Focus is key in increasing black ownership 

Creating new businesses such as pioneers of black business  Dr Sam Motsuenyane and Richard Maponya of Maponya Mall did in the 1960s,  requires black people to foremostly think about themselves first, according to Professor Bonang Mohale. 

The chair of the Bidvest Group, in an interview with Sunday World, said that black business leaders should refrain from placing their future in the hands of others. 

Mohale, who also chairs boards of the ArcelorMittal and SBV Service, and is also the chancellor of the University of Free State,  said business success was all in “our hands to create our own new world”. 


“[We need] to be cognisant of the fact that political freedom is meaningless if we are not going to fundamentally transform the economic system that excluded black people from the economic mainstream and main streets.” 

Turning to education, Mohale bemoaned the fact that as a country, SA has missed opportunities by failing to be more focused on the project of fully liberating ourselves from the yoke of apartheid slavery. 

“To address the fact that we are the only African country that became free from colonial colonialism and did not exponentially increase the education levels of our people and increase, by at least double digits, the ownership of the economy by our people [was regrettable].” 

Mohale continued: “We must build our own businesses and hire our own children.
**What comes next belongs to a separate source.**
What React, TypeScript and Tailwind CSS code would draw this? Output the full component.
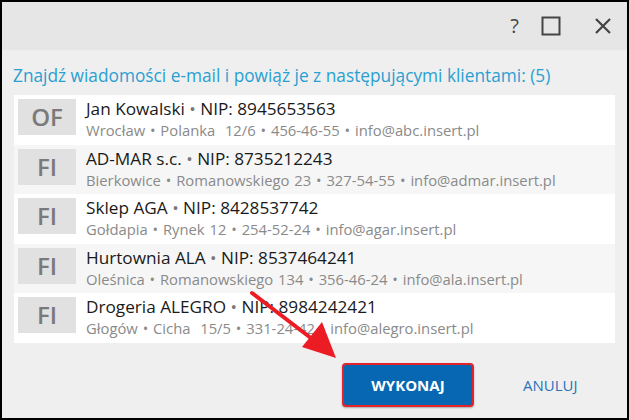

It is madness to continue to make babies and then send them to a different neighbourhood for them to go down on their knees and ask someone else for a job. 

“One of the key low-hanging fruits to address both youth unemployment and the township economy is tourism. [Tourism]  is the biggest foreign currency earner for most countries.  

“It has the potential to provide both oversized and outsized employment, especially for the youth. It has tangible benefits as most of both the labour and products can be provided by and sourced from the local community, often without the need for public transport. 


“Treated well and engaged, the same community will protect the entire tourism and hospitality value chain.” 

Mohale said Soweto has a population that is bigger than that of Southern African Customs Union economic bloc of Namibia, Botswana, Lesotho and Eswatini, and yet does not have any Original Equipment Manufacturer approved car body repair workshop. 

“It is not sustainable that our understanding of the township economy is a bus full of tourists who come to have lunch at Wandie’s or Sakhumzi’s restaurants to spend less than R500 per plate, only to go back to Sandton and spend R5 000 per night for hotel accommodation for a month.” 

On shopping malls and the failure by black authorities to capitalise and take advantage of their existence in the townships, Mohale said:  “We knew when we granted large shopping malls licences to build in the townships that the casualties are going to be township shop  
owners. And yet did not originally insist on these malls to be owned by the same shop owners that are going to be decimated. We still allow ordinary bread to be delivered at about 4am in the townships and thereby destroying the township entrepreneurs who used to supply this freshly baked bread,” said Mohale.   

On the South African Reserve Bank as it considers disposing some of its equities, Mohale said: “Now as the South African Reserve Bank ponders the well-anticipated disposal of its equity, an opportunity exists to sell back the African Bank to its original black founders.” 

He said that would allow the bank to refocus on its original mandate to empower blacks as owners in the banking sectors. 

“It provides a unique opportunity to revisit a long-standing question of transformation in the financial services in general,  and banking sector in particular. It  
also provides opportunities for bringing the often-neglected groups such as stokvels, burial societies, rural and community based investment associations into the main stream economy, the target market of the bank.”